Issue Date: November 22, 2017

Happy Thanksgiving...

Thanksgiving is almost here. The winds of November have been blowing up a gale or three. Temperatures have been low enough to leave no doubt that winter has arrived in TIMESland and has settled in for the season. Not much that things will get a whole lot better until Spring.

CHRISTMAS DECORATIONS

Kind of sad. Christmas decorations are already going up everywhere, and any semblance of Thanksgiving decorations are down before Thanksgiving even gets here. Couldn't we consider waiting until after Thanksgiving to light the Christmas trees, and leave the pumpkins, hay bales, corn stalks and Pilgrims out until then? They aren't just for Halloween, you know!

CHRISTMAS IS COMING

That said, Christmas decorations are beautiful and Christmas is indeed the most wonderful time of the year. There are celebrations coming up all over TIMESland in honor of its approach. Watch community bulletin boards, check newspaper ads, talk to your neighbors and check calendars of events for details.

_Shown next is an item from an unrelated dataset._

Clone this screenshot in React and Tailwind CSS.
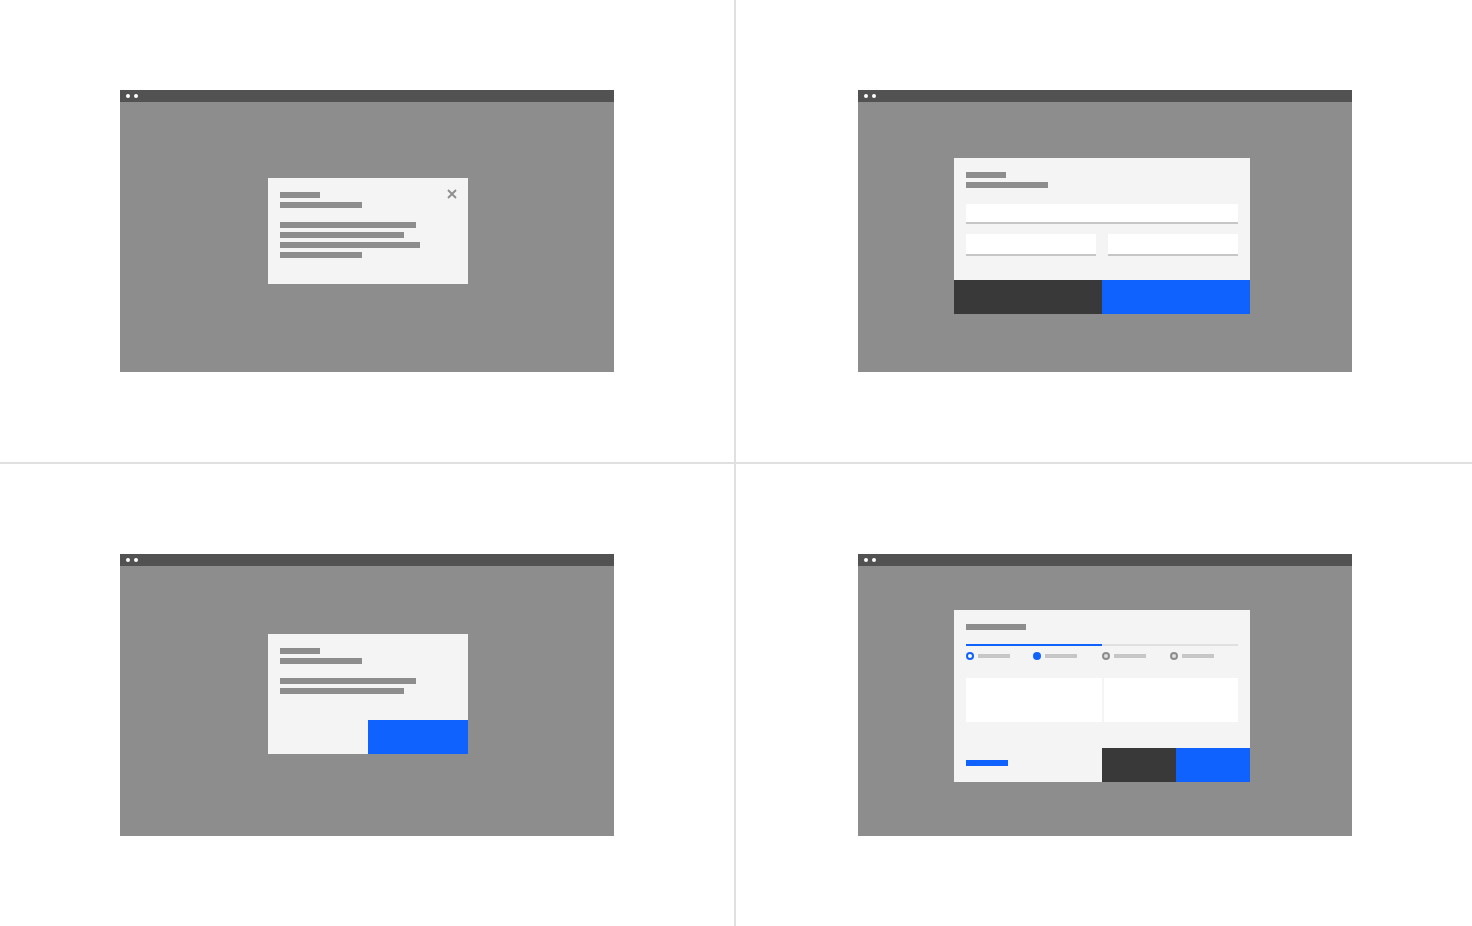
import React from 'react';

// grey placeholder bar standing in for a line of copy
const Bar = ({ w, className = '' }) => (
  <div className={`h-[6px] bg-[#8d8d8d] ${className}`} style={{ width: w }} />
);

const BrowserWindow = ({ children }) => (
  <div className="w-[494px] h-[282px] flex flex-col">
    <div className="h-[12px] bg-[#525252] flex items-center gap-[4px] pl-[6px]">
      <span className="w-[4px] h-[4px] rounded-full bg-white" />
      <span className="w-[4px] h-[4px] rounded-full bg-white" />
    </div>
    <div className="flex-1 bg-[#8d8d8d]">{children}</div>
  </div>
);

const Heading = () => (
  <div className="flex flex-col gap-[4px]">
    <Bar w={40} />
    <Bar w={82} />
  </div>
);

const PassiveModal = () => (
  <div className="ml-[148px] mt-[76px] w-[200px] h-[106px] bg-[#f4f4f4] relative px-[12px] pt-[14px]">
    <Heading />
    <div className="flex flex-col gap-[4px] mt-[14px]">
      <Bar w={136} />
      <Bar w={124} />
      <Bar w={140} />
      <Bar w={82} />
    </div>
    <svg className="absolute top-[10px] right-[10px]" width="12" height="12" viewBox="0 0 12 12">
      <path d="M2 2 L10 10 M10 2 L2 10" stroke="#8d8d8d" strokeWidth="1.8" fill="none" />
    </svg>
  </div>
);

const Field = ({ className = '', h = 'h-[18px]' }) => (
  <div className={`bg-white border-b-2 border-[#c6c6c6] ${h} box-content ${className}`} />
);

const FormModal = () => (
  <div className="ml-[96px] mt-[56px] w-[296px] h-[156px] bg-[#f4f4f4] flex flex-col">
    <div className="px-[12px] pt-[14px]">
      <Heading />
      <Field className="mt-[16px]" />
      <div className="flex gap-[12px] mt-[10px]">
        <Field className="flex-1" h="h-[20px]" />
        <Field className="flex-1" h="h-[20px]" />
      </div>
    </div>
    <div className="mt-auto flex h-[34px]">
      <div className="flex-1 bg-[#393939]" />
      <div className="flex-1 bg-[#0f62fe]" />
    </div>
  </div>
);

const AcknowledgeModal = () => (
  <div className="ml-[148px] mt-[68px] w-[200px] h-[120px] bg-[#f4f4f4] flex flex-col">
    <div className="px-[12px] pt-[14px]">
      <Heading />
      <div className="flex flex-col gap-[4px] mt-[14px]">
        <Bar w={136} />
        <Bar w={124} />
      </div>
    </div>
    <div className="mt-auto flex justify-end">
      <div className="w-[100px] h-[34px] bg-[#0f62fe]" />
    </div>
  </div>
);

const Step = ({ state }) => {
  const dot =
    state === 'current'
      ? 'bg-[#0f62fe]'
      : state === 'done'
      ? 'border-2 border-[#0f62fe] bg-white'
      : 'border-2 border-[#8d8d8d] bg-[#e0e0e0]';
  return (
    <div className="w-[68px] flex items-center gap-[4px]">
      <span className={`w-[8px] h-[8px] rounded-full ${dot}`} />
      <span className="w-[32px] h-[4px] bg-[#c6c6c6]" />
    </div>
  );
};

const WizardModal = () => (
  <div className="ml-[96px] mt-[44px] w-[296px] h-[172px] bg-[#f4f4f4] flex flex-col">
    <div className="px-[12px] pt-[14px]">
      <Bar w={60} />
      <div className="mt-[14px] flex h-[2px]">
        <div className="w-[136px] bg-[#0f62fe]" />
        <div className="flex-1 bg-[#e0e0e0]" />
      </div>
      <div className="mt-[6px] flex">
        <Step state="done" />
        <Step state="current" />
        <div className="ml-[2px] flex">
          <Step state="todo" />
          <Step state="todo" />
        </div>
      </div>
      <div className="mt-[18px] flex gap-[2px] h-[44px]">
        <div className="w-[136px] bg-white" />
        <div className="flex-1 bg-white" />
      </div>
    </div>
    <div className="mt-auto flex h-[34px]">
      <div className="flex-1 pl-[12px] pt-[12px]">
        <div className="w-[42px] h-[6px] bg-[#0f62fe]" />
      </div>
      <div className="w-[74px] bg-[#393939]" />
      <div className="w-[74px] bg-[#0f62fe]" />
    </div>
  </div>
);

export default function App() {
  return (
    <div className="w-[1472px] h-[926px] bg-white flex flex-col overflow-hidden">
      <div className="flex h-[464px] border-b-2 border-[#e0e0e0]">
        <div className="w-[736px] border-r-2 border-[#e0e0e0] pl-[120px] pt-[90px]">
          <BrowserWindow><PassiveModal /></BrowserWindow>
        </div>
        <div className="flex-1 pl-[122px] pt-[90px]">
          <BrowserWindow><FormModal /></BrowserWindow>
        </div>
      </div>
      <div className="flex flex-1">
        <div className="w-[736px] border-r-2 border-[#e0e0e0] pl-[120px] pt-[90px]">
          <BrowserWindow><AcknowledgeModal /></BrowserWindow>
        </div>
        <div className="flex-1 pl-[122px] pt-[90px]">
          <BrowserWindow><WizardModal /></BrowserWindow>
        </div>
      </div>
    </div>
  );
}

Crivitz celebrates "Christmas in the Village" on Saturday, Nov. 25, with a visit from Santa Claus, free horse drawn wagon rides and more from 10 a.m. to 2 p.m. Then there will be a tree lighting ceremony at Evangelical Lutheran Church at 5 p.m. and a Christmas parade starting at 5:30 p.m.

A gala celebration and parade is planned for Saturday, Dec. 2, in the City of Marinette, and the Village of Pound will have its its Parade of Lights and community celebration on Saturday, Dec. 9.

Judging for Wausaukee's Christmas Decorating contest is coming up in two weeks.

These are only a few of the pre-Christmas events in TIMESland. Don't miss out on the fun!

ELECTIONS ARE COMING

Filing deadline for offices to be filled at the elections in April is Tuesday, Jan. 2. The first day for candidates to circulate nomination papers is Friday, Dec. 1, so you have a month to get the 20 legitimate signatures that you need. Get papers from the County Clerk's office, or from your local clerk, and take the time to get instructions on rules for getting the signatures. They can be disqualified for lots of reasons.

Among local offices on the spring election ballots, depending on the municipality, will be positions on city councils, village and town boards, school boards, and county boards.

And a suggestion: If you do become a candidate, and haven't been doing so until now, start attending meetings of whatever body you would like to serve on. That way, if you're elected you can hit the ground running, with at least a little basic knowledge of how things are done and what has been happening in your school district or community. Actually, everybody ought to go to the meetings once in a while anyway, just to show they care.

MANY, MANY THANKS

Have always known that firefighters are a brave and selfless lot, willing to get far too close for comfort to flames that could kill or maim them for life, but never fully appreciated how terrifying those flames can be. Also learned again just how wonderful and brave people can be, even those who are not firefighters!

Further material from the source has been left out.